Noiva do Cordeiro is a small town in an area of south eastern Brazil renowned for both its natural and physical beauty. Just 60 miles from the major city of Belo Horizonte and home to a population of 600, Noiva do Cordeiro is unusual for the fact that its inhabitants are all of the fairer sex.

The majority of the women are aged between 20 and 35, and the town is remarkable for being a matriarchal society within a country which can be quite conservative and deeply religious.

Husbands are sent to work away from the village, and with their sons joining them at the age of 18, the male to female ratio is only balanced at the weekend when the workers come home.

An appeal has therefore been launched, inviting eligible young bachelors to move into town: but only if they accept to live by the rules of this decidedly matriarchal society.

At 23, Nelma Fernandes is one of the women who have noted the distinct lack of male attention.
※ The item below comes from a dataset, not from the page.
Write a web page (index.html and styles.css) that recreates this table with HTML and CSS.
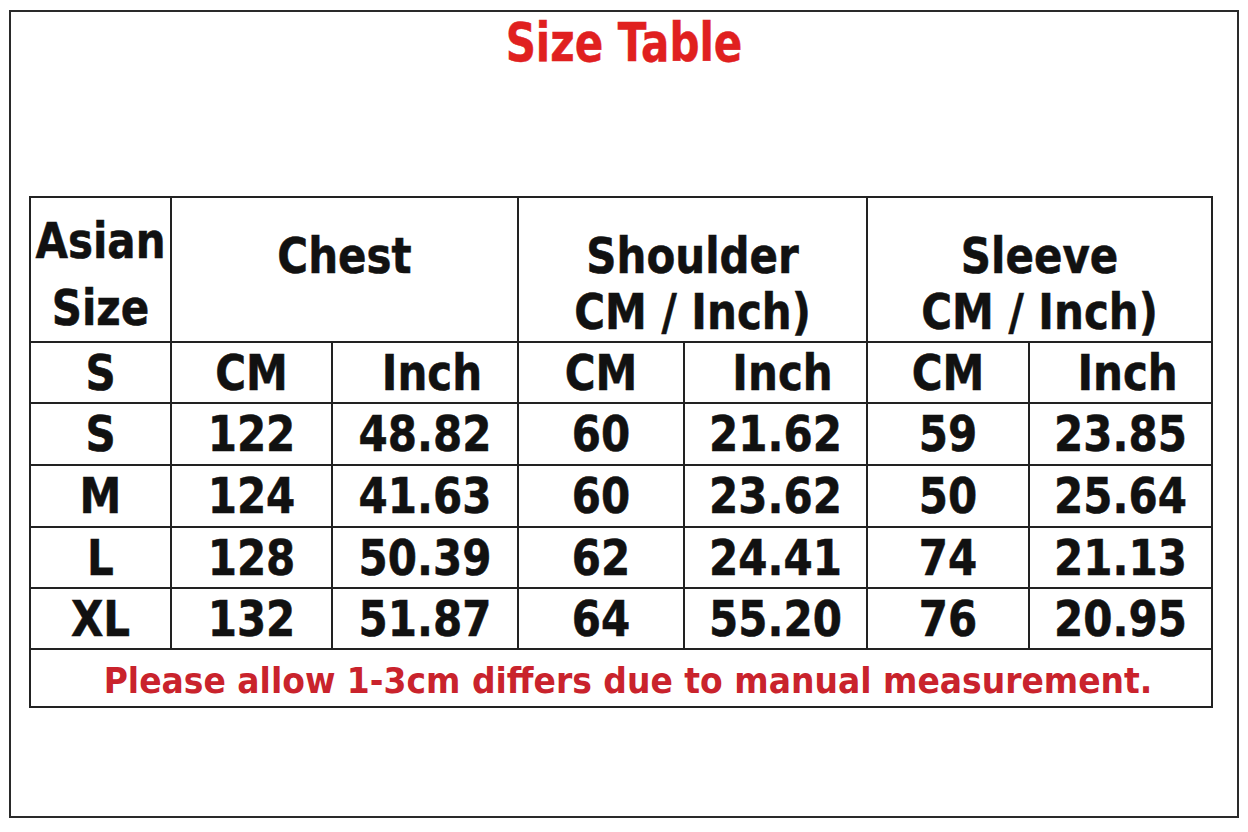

Speaking to The Mirror, she said: “Here, the only men we single girls meet are either married or related to us, everyone is a cousin. I haven’t kissed a man for a long time.

“We all dream of falling in love and getting married. But we like living here and don’t want to have to leave the town to find a husband.

“We’d like to get to know men who would leave their own lives and come to be a part of ours.

“But first they need to agree to do what we say and live according to our rules.”

The town has its origins in the 1890s when a young woman named Maria Senhorinha de Lima was excommunicated by the Catholic Church for leaving the husband she had been forced to marry.

She became a magnet for other women who found themselves in a similar situation. In a deeply religious society which frowned upon female liberation of any kind, outspoken minds could find themselves becoming social outcasts. Such women flocked to the town where they set up a fair society with women ruling the roost.

In 1940 an evangelical pastor named Anisio Pereira came to the village after marrying one of the young women, and he soon took control, dictating how the women should behave and interfering in every aspect of the women’s lives, including banning alcohol, music and contraceptives.

When he died in 1995, the town’s women reestablished their dominance and now they are determined not to relinquish control.

Ms Fernandes said: “There are lots of things that women do better than men. Our town is prettier, more organised, and far more harmonious than if men were in charge.

“When problems or disputes arise, we resolve them in a woman’s way, trying to find consensus rather than conflict.

“We share everything, even the land we work on. Nobody competes with anyone here. It’s all for one, and one for all.”